The original has a walk n’ stalk sequence that is still scary, with the sudden appearance of a bus pulling up with a hiss as an effective jump scare. In the ’82 version, the moment falls flat. Likewise, the new version of the swimming pool scene, now only notable for the nudity. “Cat People” is better served psychological than literal.
It’s odd but true that the original, despite being 50 years older, still has this one beat.
Hungarian producer Lewton specialized in low-budget psychological thrillers that could be sold on the basis of their name but offered far more than cheap thrills. Whereas Tourneur had Lewton, Schrader has Jerry Bruckheimer.
If anything, the emphasis on imagery and music is a reflection on Bruckheimer, who at this point was best known for his involvement in the music industry. Not for nothing, what most people tend to remember about Schrader’s “Cat People” is David Bowie’s ”Putting Out the Fire” and not much else.
On this day in 1983, David Bowie released Let’s Dance. Thanks to the title song, as well as “Modern Love,” “China Girl,” and “Cat People (Putting Out Fire),” it sold 12 million copies worldwide, making it Bowie’s best-selling album. pic.twitter.com/cTHGQpsFMr
— Eric Alper 🎧 (@ThatEricAlper) April 14, 2022
The gore in Schrader’s film is vivid and gross but all the rich subtext and psychological explorations, of the sin waiting beneath Irena’s skin, are now made literal. Schrader’s film naturally goes further than Tourneur’s, but carrying an R-rated has not made for an improved vision.
“Cat People” easily surpasses Schrader’s prior directorial effort, the over-praised “American Gigolo” from 1980 (which has aged terribly). However, Schrader’s other horror entry, the deeply troubled “Dominion: Prequel to The Exorcist” (2005), which is thought provoking but feels unfinished, is a stronger work than his “Cat People.”
The final scene, presenting a quasi-solution for Irena, is kind of kinky, kind of tragic but mostly an anticlimax.

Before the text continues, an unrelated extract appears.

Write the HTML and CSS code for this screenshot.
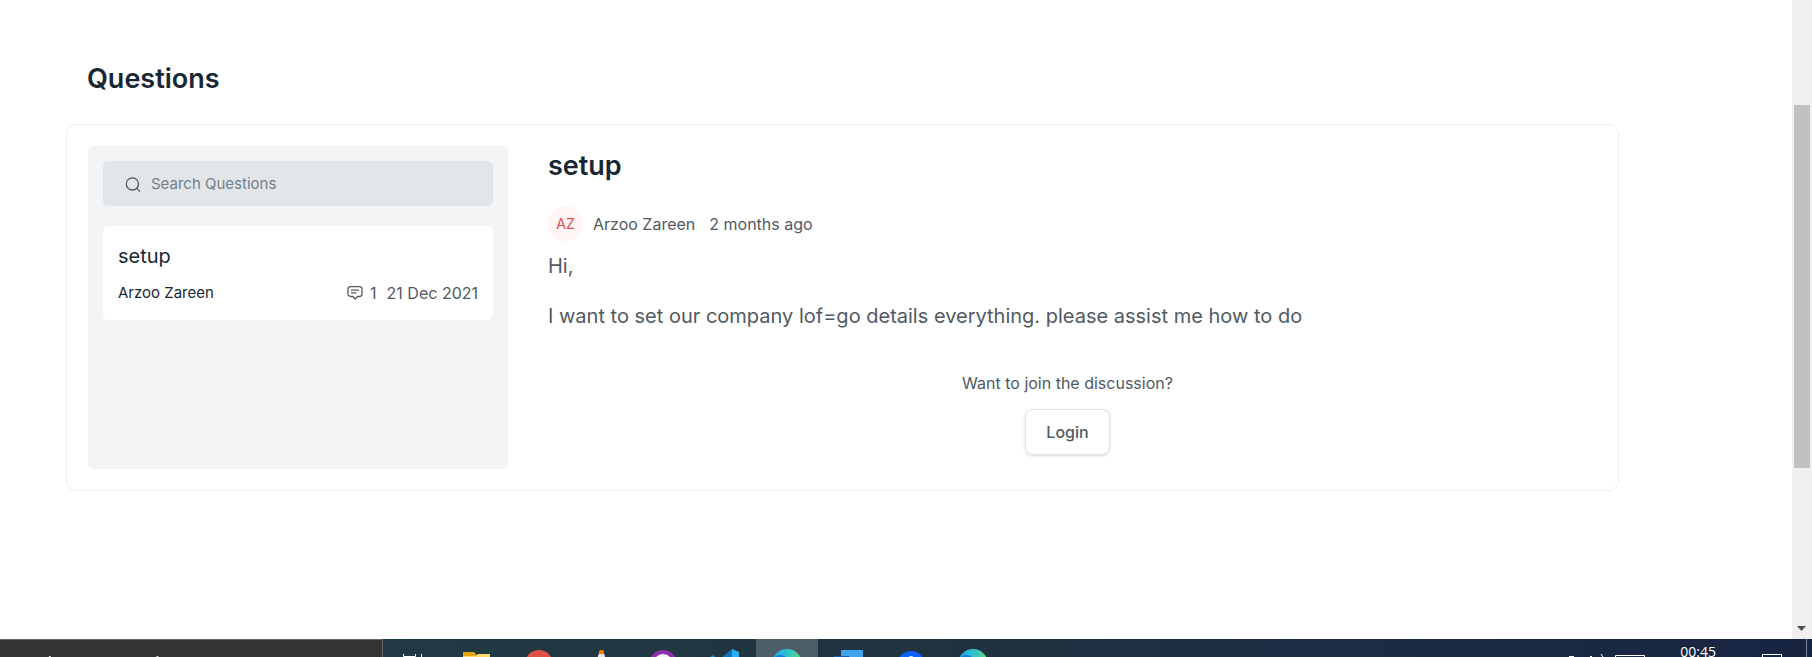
FILE: index.html
```html
<!DOCTYPE html>
<html lang="en">
<head>
<meta charset="utf-8">
<title>Questions</title>
<link rel="stylesheet" href="styles.css">
</head>
<body>
<div class="viewport">
  <main class="page">
    <h1 class="heading page-title">Questions</h1>
    <section class="panel">
      <aside class="sidebar">
        <label class="search">
          <svg class="icon" viewBox="0 0 16 16" aria-hidden="true"><circle cx="7.4" cy="7.9" r="6.1"/><path d="M11.9 12.4 14.6 15.1"/></svg>
          <input class="search-input" type="search" placeholder="Search Questions" aria-label="Search Questions">
        </label>
        <article class="topic">
          <h3 class="topic-title">setup</h3>
          <div class="topic-meta">
            <span class="topic-author">Arzoo Zareen</span>
            <span class="topic-info">
              <svg class="icon" viewBox="0 0 16 16" aria-hidden="true"><path d="M3.6 1.6h8.8c1.5 0 2.6.8 2.6 2.4v5c0 1.6-1.1 2.5-2.6 2.5H10.6L8.2 14 5.8 11.5H3.6C2.1 11.5 1 10.6 1 9V4c0-1.6 1.1-2.4 2.6-2.4ZM4.500 5.200h7M4.500 7.900h4.500"/></svg>
              <span>1</span>
              <time class="topic-date">21 Dec 2021</time>
            </span>
          </div>
        </article>
      </aside>
      <article class="detail">
        <h2 class="heading">setup</h2>
        <div class="byline">
          <span class="avatar">AZ</span>
          <span class="author">Arzoo Zareen</span>
          <time>2 months ago</time>
        </div>
        <div class="message">
          <p>Hi,</p>
          <p>I want to set our company lof=go details everything. please assist me how to do</p>
        </div>
        <div class="join">
          <p>Want to join the discussion?</p>
          <button class="login" type="button">Login</button>
        </div>
      </article>
    </section>
  </main>
  <div class="scrollbar" aria-hidden="true">
    <div class="thumb"></div>
    <svg class="scroll-arrow" viewBox="0 0 10 5"><path d="M0 0h9L4.500 5Z"/></svg>
  </div>
</div>
<footer class="taskbar">
  <div class="task-search"><svg viewBox="0 0 383 18"><path d="M49 16h2v2h-2zM157 16h2v2h-2z"/></svg></div>
  <nav class="apps">
    <button class="app" aria-label="Task view"><svg viewBox="0 0 62 40"><path d="M19.500 15v2.500h12v-2.500M37.500 15v4" fill="none" stroke="#fff"/></svg></button>
    <button class="app" aria-label="Files"><svg viewBox="0 0 62 40"><path d="M17 13h11l2 2v8H17Z" fill="#e5a50a"/><path d="M17 17h12l3-2h12v20H17Z" fill="#ffd766"/></svg></button>
    <button class="app" aria-label="Browser"><svg viewBox="0 0 62 40"><circle cx="31" cy="25" r="14" fill="#dd5144"/></svg></button>
    <button class="app" aria-label="Media player"><svg viewBox="0 0 62 40"><path d="M30 11h3l7 24H22Z" fill="#e4e4e4"/><path d="M30 11h3l1.200 4h-5.400Z" fill="#ef7d0a"/></svg></button>
    <button class="app" aria-label="Purple app"><svg viewBox="0 0 62 40"><circle cx="31" cy="25" r="14" fill="#8e31a8"/><circle cx="31" cy="25" r="10" fill="#f5f2f8"/></svg></button>
    <button class="app" aria-label="Code editor"><svg viewBox="0 0 62 40"><path d="M16 18l3-2 20 18H28Z" fill="#1585c5"/><path d="m26 20 12-10v24H26Z" fill="#0b76bd"/><path d="m38 10 7 3v22h-7Z" fill="#2aaef5"/></svg></button>
    <button class="app active" aria-label="Edge"><svg viewBox="0 0 62 40"><defs><linearGradient id="edge"><stop offset=".2" stop-color="#25aee8"/><stop offset=".65" stop-color="#39c9c0"/><stop offset="1" stop-color="#65dd62"/></linearGradient></defs><circle cx="31" cy="25" r="15" fill="url(#edge)"/><path d="M17 20c3-5 9-5 13-2v10H17Z" fill="#147fca"/></svg></button>
    <button class="app" aria-label="Mail"><svg viewBox="0 0 62 40"><path d="M23 11h22v20H23Z" fill="#43a4ee"/><path d="M16 17h15v18H16Z" fill="#155dac"/></svg></button>
    <button class="app" aria-label="Blue app"><svg viewBox="0 0 62 40"><circle cx="31" cy="26" r="14" fill="#0862fb"/><circle cx="31" cy="20" r="3" fill="#d9e7ff"/></svg></button>
    <button class="app" aria-label="Edge profile"><svg viewBox="0 0 62 40"><circle cx="31" cy="25" r="15" fill="url(#edge)"/><path d="M17 20c3-5 9-5 13-2v10H17Z" fill="#147fca"/></svg></button>
  </nav>
  <div class="tray">
    <svg class="tray-icons" viewBox="0 0 80 18"><path d="M3 17.500h5M24 17.500h2M35 15l2 3M49.500 18v-1.500h29V18" /></svg>
    <time class="clock">00:45</time>
    <svg class="tray-note" viewBox="0 0 20 18"><path d="M.5 18v-2.500h19V18"/></svg>
    <div class="show-desktop"></div>
  </div>
</footer>
</body>
</html>
```
FILE: styles.css
```css
* { box-sizing: border-box; }

body {
  margin: 0;
  height: 100vh;
  display: flex;
  flex-direction: column;
  overflow: hidden;
  background: #fff;
  color: #505a62;
  font: 16px/24px Inter, "Liberation Sans", sans-serif;
}

h1, h2, h3, p { margin: 0; }
button, input { font: inherit; color: inherit; }

.viewport { flex: 1; min-height: 0; display: flex; }

.page { flex: 1; padding: 61px 173px 0 66px; }

.heading {
  color: #192734;
  font-size: 27px;
  font-weight: 600;
  line-height: 36px;
}
.page-title { padding: 0 21px; margin-bottom: 27px; }

.panel {
  display: flex;
  gap: 40px;
  padding: 21px;
  border: 1px solid #ededed;
  border-radius: 10px;
}

.sidebar {
  flex: 0 0 420px;
  padding: 15px;
  background: #f3f4f6;
  border-radius: 5px;
}

.search {
  display: flex;
  align-items: center;
  gap: 10px;
  height: 45px;
  padding: 0 22px;
  background: #e2e6e9;
  border-radius: 5px;
}
.search-input {
  flex: 1;
  min-width: 0;
  padding: 0;
  border: 0;
  outline: 0;
  background: none;
  font-size: 15px;
}
.search-input::placeholder { color: #74808b; }

.icon {
  width: 16px;
  height: 16px;
  fill: none;
  stroke: #505a62;
  stroke-width: 1.3;
  stroke-linecap: round;
  stroke-linejoin: round;
}

.topic {
  margin-top: 20px;
  padding: 15px;
  background: #fff;
  border-radius: 5px;
}
.topic-title {
  margin-bottom: 10px;
  color: #192734;
  font-size: 20px;
  font-weight: 400;
  line-height: 30px;
}
.topic-meta { display: flex; justify-content: space-between; }
.topic-author { color: #192734; font-size: 15px; }
.topic-info { display: flex; align-items: center; gap: 7px; }
.topic-date { margin-left: 3px; }

.detail { flex: 1; padding: 2px 10px 14px 0; }

.byline { display: flex; align-items: center; margin-top: 22px; }
.avatar {
  width: 35px;
  height: 35px;
  margin-right: 10px;
  border-radius: 50%;
  background: #fff5f5;
  color: #e24c4c;
  font-size: 14px;
  line-height: 35px;
  text-align: center;
}
.author { margin-right: 14px; }

.message {
  display: flex;
  flex-direction: column;
  gap: 20px;
  margin-top: 10px;
  font-size: 20px;
  line-height: 30px;
}

.join {
  display: flex;
  flex-direction: column;
  align-items: center;
  gap: 14px;
  margin-top: 40px;
}
.login {
  height: 46px;
  padding: 0 20px;
  border: 1px solid #e4e5e6;
  border-radius: 8px;
  background: #fff;
  box-shadow: 0 1px 3px #00000026;
  font-weight: 500;
}

.scrollbar {
  display: flex;
  flex-direction: column;
  justify-content: space-between;
  align-items: center;
  width: 20px;
  padding: 105px 0 8px;
  background: #f0f0f0;
}
.thumb { width: 16px; height: 69%; background: #c1c1c1; }
.scroll-arrow { width: 10px; height: 5px; fill: #505050; }

.taskbar {
  display: flex;
  align-items: flex-start;
  height: 18px;
  overflow: hidden;
  background: linear-gradient(90deg, #213a43 21%, #20333f 50%, #1c2a45 80%, #172542);
}
.task-search {
  width: 383px;
  height: 40px;
  border: 1px solid #666;
  border-left: 0;
  background: #333;
  fill: #ddd;
}
.apps { display: flex; padding-left: 1px; }
.app { width: 62px; height: 40px; padding: 0; border: 0; background: none; }
.app svg { display: block; width: 62px; height: 40px; }
.active { background: #4d5e66; }

.tray { display: flex; margin-left: auto; }
.tray svg { height: 18px; fill: none; stroke: #fff; }
.tray-icons { width: 80px; margin-right: 34px; }
.clock {
  color: #fff;
  font: 14px/26px "Open Sans", sans-serif;
}
.tray-note { width: 20px; margin-left: 46px; }
.show-desktop {
  width: 6px;
  height: 40px;
  margin-left: 24px;
  border-left: 1px solid #7b8495;
}
```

In a body of work that includes adapting “The Last Temptation of Christ” and writing “Taxi Driver” for Martin Scorsese and (to name just a few) directing “Blue Collar” (1978), “Patty Hearst” (1988) and “First Reformed” (2017), anything Schrader does deserves our attention and willingness to take a walk along his always challenging tight rope.
Schrader’s “Cat People” is one of those movies I return to every five years or so, in hopes that I’ll like it better or see something I previously overlooked. I find the film intriguing and entertaining, but Tourneur’s film, which I watch once a year, is definitive.
Whichever version you see first, these two films, separated by 40 years, offer rich contrasts in approach while telling the same story. Both films are, under the surface, about the fear of sex, presented as a grownup fairy tale about how, really, we’re all cat people, just holding back the impulse to scratch.